Многоколосная ты, многоплодная матерь Деметра,Пусть будет жатва легка, урожай наш пусть будет побольше!Крепче вяжите снопы вы, жнецы, чтобы кто проходящийНам не сказал: «Эй, чурбаны! Вы платы своей недостойны!»(Х, 42–43)

В образе глупого пастуха Феокрит дважды изображает вслед за Филоксеном и киклопа Полифема, ухаживающего за морской нереидой Галатеей. В идиллии VI две отвечающие друг другу песенки поют два юноши; роль киклопа исполняет второй, заверяющий друга, что Галатея в него страстно влюблена, а он только выжидает, чтобы она пришла к нему сама. В идиллии XI Полифем хвалится перед Галатеей, как много у него молока и сыра, и зовет ее к себе:

Если же сам я тебе покажусь уж больно косматым,Есть и дрова у меня, и горячие угли под пеплом, —Можешь меня опалить: я тебе даже душу отдал бы.Даже единственный мой глаз, что всего мне милее на свете.(XI, 51–54)

Феокрит умеет изображать не только комическую, но и трагическую любовь. В идиллии I пастух поет песню об умирающем Дафнисе – это народный вариант мифа об Ипполите: Дафнис поклялся не поддаваться власти Афродиты и, полюбив одну нимфу, предпочел умереть от любовной страсти, но не уступить. К ложу умирающего собираются лесные звери, плачет его стадо и приходят боги – Гермес, насмешливый Приап, негодующая Афродита, но все напрасно: он проклинает Афродиту и торжествует победу над ней:

Дафнис, сошедший в Аид, для Эроса – злейшее горе!(I, 103)

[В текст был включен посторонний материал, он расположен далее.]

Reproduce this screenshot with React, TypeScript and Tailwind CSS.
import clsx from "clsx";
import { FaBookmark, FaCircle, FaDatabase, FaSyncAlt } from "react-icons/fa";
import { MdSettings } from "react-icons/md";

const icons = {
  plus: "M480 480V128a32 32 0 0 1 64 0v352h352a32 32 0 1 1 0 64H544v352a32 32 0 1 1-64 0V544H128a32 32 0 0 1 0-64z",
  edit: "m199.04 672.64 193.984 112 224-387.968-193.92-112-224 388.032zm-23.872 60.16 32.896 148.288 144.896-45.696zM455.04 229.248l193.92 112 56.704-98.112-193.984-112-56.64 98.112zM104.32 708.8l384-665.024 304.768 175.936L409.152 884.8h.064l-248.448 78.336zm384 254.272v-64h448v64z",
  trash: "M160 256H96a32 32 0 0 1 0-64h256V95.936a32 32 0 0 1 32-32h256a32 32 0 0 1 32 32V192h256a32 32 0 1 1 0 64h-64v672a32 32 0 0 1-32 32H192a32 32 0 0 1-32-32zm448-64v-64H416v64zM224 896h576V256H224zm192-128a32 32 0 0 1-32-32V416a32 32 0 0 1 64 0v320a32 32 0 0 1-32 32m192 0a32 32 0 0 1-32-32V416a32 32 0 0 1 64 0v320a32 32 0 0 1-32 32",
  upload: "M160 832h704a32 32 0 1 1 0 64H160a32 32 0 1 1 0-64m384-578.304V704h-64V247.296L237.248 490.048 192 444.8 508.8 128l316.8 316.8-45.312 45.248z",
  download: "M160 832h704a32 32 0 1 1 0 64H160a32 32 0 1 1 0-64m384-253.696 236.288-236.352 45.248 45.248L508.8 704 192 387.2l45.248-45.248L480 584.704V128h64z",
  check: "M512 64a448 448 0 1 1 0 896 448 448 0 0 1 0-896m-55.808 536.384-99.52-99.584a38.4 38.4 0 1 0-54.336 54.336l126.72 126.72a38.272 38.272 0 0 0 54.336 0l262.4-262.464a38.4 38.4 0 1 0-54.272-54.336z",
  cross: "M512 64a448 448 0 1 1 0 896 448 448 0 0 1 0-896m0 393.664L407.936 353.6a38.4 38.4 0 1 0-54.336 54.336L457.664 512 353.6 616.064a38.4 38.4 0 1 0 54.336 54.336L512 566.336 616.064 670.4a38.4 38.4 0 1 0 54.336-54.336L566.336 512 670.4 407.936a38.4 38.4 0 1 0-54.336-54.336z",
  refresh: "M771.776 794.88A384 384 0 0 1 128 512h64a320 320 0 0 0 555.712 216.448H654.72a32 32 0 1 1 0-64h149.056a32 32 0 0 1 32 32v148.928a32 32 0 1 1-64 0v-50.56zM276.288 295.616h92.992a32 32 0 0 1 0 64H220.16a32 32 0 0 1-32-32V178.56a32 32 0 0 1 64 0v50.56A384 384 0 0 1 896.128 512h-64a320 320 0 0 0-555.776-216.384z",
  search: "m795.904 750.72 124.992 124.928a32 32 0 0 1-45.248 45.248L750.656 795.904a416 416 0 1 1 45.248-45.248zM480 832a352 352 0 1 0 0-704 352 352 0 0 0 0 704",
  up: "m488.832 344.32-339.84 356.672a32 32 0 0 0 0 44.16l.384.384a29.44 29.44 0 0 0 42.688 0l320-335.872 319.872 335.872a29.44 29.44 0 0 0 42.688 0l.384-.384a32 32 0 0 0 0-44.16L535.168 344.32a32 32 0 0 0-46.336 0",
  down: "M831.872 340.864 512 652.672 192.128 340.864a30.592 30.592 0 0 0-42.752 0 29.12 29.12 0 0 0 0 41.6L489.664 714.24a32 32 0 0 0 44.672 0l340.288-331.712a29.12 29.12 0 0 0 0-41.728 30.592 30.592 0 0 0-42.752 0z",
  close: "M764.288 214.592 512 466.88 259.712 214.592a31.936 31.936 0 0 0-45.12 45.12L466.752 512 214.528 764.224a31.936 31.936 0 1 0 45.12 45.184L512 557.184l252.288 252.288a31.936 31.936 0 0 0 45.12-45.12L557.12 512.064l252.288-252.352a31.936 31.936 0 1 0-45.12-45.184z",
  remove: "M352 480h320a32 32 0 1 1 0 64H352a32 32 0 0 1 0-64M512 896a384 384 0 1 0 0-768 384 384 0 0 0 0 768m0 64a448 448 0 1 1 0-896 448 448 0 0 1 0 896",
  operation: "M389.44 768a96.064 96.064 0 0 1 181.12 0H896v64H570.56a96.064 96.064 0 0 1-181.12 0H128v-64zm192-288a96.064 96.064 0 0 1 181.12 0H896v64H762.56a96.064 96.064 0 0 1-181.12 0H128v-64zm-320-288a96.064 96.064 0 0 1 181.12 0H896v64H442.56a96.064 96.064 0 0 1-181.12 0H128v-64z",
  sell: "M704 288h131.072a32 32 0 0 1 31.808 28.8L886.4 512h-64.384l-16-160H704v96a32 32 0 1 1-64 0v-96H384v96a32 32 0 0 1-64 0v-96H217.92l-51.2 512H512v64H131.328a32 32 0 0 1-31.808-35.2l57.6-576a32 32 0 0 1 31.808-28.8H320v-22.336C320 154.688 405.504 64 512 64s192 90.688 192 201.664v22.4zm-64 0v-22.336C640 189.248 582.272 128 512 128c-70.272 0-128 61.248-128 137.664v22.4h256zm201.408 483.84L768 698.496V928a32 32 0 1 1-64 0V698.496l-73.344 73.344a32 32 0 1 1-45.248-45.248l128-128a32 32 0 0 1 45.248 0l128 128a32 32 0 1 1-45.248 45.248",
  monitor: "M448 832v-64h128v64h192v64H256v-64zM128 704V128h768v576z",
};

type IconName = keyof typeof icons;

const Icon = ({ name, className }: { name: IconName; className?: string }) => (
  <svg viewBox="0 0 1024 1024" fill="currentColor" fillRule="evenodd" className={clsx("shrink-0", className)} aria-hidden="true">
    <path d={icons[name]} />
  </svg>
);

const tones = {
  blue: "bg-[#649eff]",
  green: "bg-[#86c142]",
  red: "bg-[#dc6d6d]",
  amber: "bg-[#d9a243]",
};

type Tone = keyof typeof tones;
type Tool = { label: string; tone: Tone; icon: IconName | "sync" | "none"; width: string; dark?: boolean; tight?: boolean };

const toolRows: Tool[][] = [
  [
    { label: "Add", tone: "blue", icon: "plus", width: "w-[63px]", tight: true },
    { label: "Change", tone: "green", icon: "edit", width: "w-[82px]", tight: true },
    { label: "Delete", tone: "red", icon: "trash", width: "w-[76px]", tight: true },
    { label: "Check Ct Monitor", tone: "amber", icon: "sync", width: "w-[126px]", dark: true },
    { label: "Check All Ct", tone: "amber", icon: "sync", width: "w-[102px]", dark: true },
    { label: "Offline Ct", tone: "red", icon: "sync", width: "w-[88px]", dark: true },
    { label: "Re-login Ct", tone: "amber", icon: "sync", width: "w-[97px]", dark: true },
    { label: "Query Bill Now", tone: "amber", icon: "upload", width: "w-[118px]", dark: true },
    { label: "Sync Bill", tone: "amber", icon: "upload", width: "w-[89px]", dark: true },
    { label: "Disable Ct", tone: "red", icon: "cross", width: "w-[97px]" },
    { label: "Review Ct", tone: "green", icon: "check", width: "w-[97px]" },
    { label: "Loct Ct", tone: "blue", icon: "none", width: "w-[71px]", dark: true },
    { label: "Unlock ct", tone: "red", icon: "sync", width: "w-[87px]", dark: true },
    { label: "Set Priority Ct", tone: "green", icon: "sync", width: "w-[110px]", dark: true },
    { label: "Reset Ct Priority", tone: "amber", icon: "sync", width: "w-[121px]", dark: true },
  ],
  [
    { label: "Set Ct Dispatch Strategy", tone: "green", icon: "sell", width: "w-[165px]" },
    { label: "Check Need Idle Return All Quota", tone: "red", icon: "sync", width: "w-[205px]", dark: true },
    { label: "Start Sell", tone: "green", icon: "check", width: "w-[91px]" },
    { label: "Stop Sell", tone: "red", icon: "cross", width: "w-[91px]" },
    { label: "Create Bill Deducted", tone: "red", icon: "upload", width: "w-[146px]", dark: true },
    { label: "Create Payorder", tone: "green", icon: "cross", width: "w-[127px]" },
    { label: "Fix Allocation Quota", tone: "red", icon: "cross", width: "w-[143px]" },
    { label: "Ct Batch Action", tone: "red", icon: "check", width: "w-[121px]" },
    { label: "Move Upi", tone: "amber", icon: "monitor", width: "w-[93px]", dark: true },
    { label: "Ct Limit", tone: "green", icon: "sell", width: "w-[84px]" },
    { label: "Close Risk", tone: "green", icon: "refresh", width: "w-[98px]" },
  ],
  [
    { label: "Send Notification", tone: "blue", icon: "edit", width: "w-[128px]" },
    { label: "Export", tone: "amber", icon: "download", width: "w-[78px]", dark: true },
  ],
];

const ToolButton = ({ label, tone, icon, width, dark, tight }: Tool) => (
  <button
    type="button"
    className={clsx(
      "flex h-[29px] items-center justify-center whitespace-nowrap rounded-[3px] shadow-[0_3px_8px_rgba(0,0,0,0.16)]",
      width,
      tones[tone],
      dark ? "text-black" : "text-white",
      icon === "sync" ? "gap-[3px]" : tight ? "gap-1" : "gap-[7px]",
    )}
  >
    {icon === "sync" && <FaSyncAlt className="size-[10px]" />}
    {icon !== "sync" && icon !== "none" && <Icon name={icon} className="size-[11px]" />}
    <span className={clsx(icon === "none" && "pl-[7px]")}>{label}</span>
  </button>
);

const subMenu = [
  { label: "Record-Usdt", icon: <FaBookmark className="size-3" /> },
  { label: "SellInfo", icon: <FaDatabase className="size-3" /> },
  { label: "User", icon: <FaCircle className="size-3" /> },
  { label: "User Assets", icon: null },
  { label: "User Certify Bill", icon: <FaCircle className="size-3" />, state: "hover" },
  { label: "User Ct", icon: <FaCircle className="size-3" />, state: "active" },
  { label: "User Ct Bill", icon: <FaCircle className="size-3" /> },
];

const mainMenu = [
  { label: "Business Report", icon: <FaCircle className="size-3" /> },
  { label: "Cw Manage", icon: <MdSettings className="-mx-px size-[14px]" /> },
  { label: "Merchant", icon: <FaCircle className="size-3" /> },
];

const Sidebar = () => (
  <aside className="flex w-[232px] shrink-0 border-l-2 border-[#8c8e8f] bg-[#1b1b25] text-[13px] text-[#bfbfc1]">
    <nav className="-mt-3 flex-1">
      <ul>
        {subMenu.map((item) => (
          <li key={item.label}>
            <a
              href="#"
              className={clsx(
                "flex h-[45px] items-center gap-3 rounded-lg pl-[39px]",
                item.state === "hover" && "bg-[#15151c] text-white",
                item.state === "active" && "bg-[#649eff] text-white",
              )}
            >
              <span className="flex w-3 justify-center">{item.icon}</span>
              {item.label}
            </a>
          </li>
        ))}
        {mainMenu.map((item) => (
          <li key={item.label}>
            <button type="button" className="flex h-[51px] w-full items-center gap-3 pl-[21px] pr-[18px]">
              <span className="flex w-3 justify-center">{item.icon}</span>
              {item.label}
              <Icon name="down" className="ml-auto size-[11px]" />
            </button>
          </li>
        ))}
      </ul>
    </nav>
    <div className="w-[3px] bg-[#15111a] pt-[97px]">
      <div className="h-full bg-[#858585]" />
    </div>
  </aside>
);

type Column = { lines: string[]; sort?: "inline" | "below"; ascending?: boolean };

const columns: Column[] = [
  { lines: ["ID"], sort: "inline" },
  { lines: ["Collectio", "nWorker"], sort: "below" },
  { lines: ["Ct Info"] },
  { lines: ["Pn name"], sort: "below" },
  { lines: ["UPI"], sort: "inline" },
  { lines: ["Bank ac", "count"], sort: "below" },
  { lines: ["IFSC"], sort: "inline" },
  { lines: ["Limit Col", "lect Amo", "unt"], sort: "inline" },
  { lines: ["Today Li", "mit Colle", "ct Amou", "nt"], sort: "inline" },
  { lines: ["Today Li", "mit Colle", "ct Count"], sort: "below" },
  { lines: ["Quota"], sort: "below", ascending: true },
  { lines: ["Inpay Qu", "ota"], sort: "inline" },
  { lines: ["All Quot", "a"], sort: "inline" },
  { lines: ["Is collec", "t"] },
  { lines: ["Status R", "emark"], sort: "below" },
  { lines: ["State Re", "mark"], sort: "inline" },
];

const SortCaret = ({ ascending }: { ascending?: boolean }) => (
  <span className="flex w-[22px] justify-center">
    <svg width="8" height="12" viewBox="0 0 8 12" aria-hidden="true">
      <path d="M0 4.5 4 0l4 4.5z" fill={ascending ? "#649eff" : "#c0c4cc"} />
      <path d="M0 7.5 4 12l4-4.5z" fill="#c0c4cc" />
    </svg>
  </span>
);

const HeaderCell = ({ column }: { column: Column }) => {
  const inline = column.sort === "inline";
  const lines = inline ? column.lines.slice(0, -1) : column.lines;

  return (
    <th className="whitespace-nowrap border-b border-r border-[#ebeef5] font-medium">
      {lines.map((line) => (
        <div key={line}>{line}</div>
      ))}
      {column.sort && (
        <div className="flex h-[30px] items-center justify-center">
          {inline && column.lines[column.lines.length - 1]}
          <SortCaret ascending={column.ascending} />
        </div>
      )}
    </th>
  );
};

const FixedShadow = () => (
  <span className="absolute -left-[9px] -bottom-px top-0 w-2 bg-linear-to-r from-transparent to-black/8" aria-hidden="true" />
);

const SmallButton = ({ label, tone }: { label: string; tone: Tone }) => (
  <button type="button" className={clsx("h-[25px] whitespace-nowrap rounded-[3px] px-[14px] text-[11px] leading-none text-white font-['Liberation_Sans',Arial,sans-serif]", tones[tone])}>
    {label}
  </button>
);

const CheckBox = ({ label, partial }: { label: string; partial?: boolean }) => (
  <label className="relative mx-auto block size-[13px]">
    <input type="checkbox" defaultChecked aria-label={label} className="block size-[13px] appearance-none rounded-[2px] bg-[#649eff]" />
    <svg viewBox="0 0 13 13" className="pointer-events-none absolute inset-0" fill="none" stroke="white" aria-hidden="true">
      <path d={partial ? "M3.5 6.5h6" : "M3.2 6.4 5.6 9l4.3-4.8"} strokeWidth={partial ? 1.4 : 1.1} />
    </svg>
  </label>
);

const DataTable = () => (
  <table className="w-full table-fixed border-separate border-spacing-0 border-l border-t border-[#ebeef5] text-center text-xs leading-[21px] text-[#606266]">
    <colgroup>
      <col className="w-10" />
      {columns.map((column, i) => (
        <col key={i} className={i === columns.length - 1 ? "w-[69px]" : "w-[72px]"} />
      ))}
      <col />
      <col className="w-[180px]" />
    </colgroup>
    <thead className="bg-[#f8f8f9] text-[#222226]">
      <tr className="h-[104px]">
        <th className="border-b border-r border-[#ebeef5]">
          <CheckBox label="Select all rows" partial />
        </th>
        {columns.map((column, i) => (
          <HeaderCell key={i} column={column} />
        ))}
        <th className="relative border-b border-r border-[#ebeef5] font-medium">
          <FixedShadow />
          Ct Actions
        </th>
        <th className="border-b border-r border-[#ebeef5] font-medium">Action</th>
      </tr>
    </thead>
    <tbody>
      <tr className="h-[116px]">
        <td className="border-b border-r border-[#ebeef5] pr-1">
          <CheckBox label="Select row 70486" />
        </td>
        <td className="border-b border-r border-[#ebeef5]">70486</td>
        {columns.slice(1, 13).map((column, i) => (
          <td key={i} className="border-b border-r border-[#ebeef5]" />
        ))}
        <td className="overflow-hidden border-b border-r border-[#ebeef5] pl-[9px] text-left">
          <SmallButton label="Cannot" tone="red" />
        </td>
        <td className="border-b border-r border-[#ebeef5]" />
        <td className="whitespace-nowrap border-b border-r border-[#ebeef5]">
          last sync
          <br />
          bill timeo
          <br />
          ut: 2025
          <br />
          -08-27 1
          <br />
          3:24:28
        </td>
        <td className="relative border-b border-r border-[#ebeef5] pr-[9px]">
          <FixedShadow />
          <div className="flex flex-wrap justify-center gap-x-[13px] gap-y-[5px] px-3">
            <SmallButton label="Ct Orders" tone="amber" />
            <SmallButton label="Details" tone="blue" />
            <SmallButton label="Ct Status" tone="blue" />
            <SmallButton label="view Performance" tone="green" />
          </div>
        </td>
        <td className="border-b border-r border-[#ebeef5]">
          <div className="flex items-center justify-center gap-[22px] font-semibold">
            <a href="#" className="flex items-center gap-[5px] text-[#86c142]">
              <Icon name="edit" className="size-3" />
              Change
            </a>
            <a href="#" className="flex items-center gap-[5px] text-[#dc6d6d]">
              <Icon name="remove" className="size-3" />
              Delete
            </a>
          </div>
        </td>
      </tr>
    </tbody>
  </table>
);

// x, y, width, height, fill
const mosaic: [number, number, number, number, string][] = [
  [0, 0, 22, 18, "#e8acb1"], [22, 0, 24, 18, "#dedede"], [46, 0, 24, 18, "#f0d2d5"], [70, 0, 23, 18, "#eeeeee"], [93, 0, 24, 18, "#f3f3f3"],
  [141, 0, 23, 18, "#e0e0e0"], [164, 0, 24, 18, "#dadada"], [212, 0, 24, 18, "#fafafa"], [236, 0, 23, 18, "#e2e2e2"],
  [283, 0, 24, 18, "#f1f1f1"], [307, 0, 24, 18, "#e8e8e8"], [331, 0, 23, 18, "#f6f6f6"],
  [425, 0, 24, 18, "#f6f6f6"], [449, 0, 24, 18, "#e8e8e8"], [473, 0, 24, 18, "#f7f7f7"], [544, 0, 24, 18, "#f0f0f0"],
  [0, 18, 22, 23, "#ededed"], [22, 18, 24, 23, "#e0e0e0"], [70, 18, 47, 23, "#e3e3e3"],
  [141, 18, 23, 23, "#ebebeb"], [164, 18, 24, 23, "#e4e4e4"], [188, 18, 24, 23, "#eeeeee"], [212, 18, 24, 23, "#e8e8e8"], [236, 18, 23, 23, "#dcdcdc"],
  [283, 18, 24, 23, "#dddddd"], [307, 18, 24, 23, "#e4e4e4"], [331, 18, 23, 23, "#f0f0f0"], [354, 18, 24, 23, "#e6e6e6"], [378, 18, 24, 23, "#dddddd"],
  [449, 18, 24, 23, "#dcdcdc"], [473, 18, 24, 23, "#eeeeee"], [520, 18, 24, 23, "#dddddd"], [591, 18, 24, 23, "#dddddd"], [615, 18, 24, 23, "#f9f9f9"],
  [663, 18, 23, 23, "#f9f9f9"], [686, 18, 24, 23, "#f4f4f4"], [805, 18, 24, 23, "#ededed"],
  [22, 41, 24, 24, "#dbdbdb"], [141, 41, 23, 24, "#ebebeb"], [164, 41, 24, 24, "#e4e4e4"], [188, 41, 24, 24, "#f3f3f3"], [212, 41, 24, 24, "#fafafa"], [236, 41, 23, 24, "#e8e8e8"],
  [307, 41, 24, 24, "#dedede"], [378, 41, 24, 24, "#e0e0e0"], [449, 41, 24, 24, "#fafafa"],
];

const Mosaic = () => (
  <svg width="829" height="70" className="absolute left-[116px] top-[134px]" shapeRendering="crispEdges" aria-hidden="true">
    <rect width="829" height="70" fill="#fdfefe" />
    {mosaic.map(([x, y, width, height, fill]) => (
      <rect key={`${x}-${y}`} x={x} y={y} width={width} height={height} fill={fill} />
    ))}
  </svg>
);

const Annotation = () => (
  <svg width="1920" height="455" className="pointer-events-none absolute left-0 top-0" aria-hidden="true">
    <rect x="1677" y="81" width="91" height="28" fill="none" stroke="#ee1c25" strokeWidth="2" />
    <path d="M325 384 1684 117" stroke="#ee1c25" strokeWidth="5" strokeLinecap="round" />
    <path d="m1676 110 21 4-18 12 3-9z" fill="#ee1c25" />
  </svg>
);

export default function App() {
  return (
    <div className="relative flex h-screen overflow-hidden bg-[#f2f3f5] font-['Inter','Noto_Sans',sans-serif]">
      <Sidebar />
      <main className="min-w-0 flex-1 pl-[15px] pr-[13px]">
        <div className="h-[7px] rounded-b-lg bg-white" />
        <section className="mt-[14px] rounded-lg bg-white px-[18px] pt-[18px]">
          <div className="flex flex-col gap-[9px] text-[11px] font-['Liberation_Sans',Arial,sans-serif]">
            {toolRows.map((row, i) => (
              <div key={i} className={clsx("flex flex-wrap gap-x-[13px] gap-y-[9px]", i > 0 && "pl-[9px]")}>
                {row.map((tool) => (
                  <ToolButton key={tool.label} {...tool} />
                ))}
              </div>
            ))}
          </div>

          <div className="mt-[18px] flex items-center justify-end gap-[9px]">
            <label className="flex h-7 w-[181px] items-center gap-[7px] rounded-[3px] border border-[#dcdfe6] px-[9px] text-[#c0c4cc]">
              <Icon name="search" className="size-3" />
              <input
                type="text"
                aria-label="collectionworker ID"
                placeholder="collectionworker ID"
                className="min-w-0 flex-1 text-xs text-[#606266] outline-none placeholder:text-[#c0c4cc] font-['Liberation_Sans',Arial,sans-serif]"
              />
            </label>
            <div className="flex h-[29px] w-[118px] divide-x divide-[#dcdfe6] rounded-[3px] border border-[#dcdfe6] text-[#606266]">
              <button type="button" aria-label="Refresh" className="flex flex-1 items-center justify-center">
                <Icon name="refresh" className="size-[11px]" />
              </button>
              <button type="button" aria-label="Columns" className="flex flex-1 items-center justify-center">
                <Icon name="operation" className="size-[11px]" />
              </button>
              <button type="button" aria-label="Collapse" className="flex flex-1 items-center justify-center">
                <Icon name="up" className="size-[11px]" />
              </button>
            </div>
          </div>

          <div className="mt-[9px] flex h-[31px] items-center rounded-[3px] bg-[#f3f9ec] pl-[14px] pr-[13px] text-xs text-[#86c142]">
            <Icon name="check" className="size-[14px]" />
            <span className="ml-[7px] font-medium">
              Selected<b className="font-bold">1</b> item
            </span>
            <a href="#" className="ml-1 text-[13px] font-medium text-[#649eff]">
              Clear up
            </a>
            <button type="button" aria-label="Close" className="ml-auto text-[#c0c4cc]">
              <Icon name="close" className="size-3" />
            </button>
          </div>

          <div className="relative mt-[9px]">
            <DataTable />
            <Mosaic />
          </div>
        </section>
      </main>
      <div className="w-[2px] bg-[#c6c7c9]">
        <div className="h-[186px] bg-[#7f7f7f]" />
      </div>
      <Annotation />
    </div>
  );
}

Идиллия II по типу ближе к миму: она тоже рисует гибельную любовную страсть, но в иной обстановке – девушка из мелкого городского мещанства (не гетера) решает привлечь своего возлюбленного Дельфиса магическими чарами и с помощью рабыни совершает ночью в полнолуние волшебные обряды; потом, отослав рабыню для совершения последних обрядов у дверей Дельфиса, она рассказывает богине Луне историю своей несчастной любви, повторяя рефрен:

Как моя страсть родилась, послушай, царица Селена!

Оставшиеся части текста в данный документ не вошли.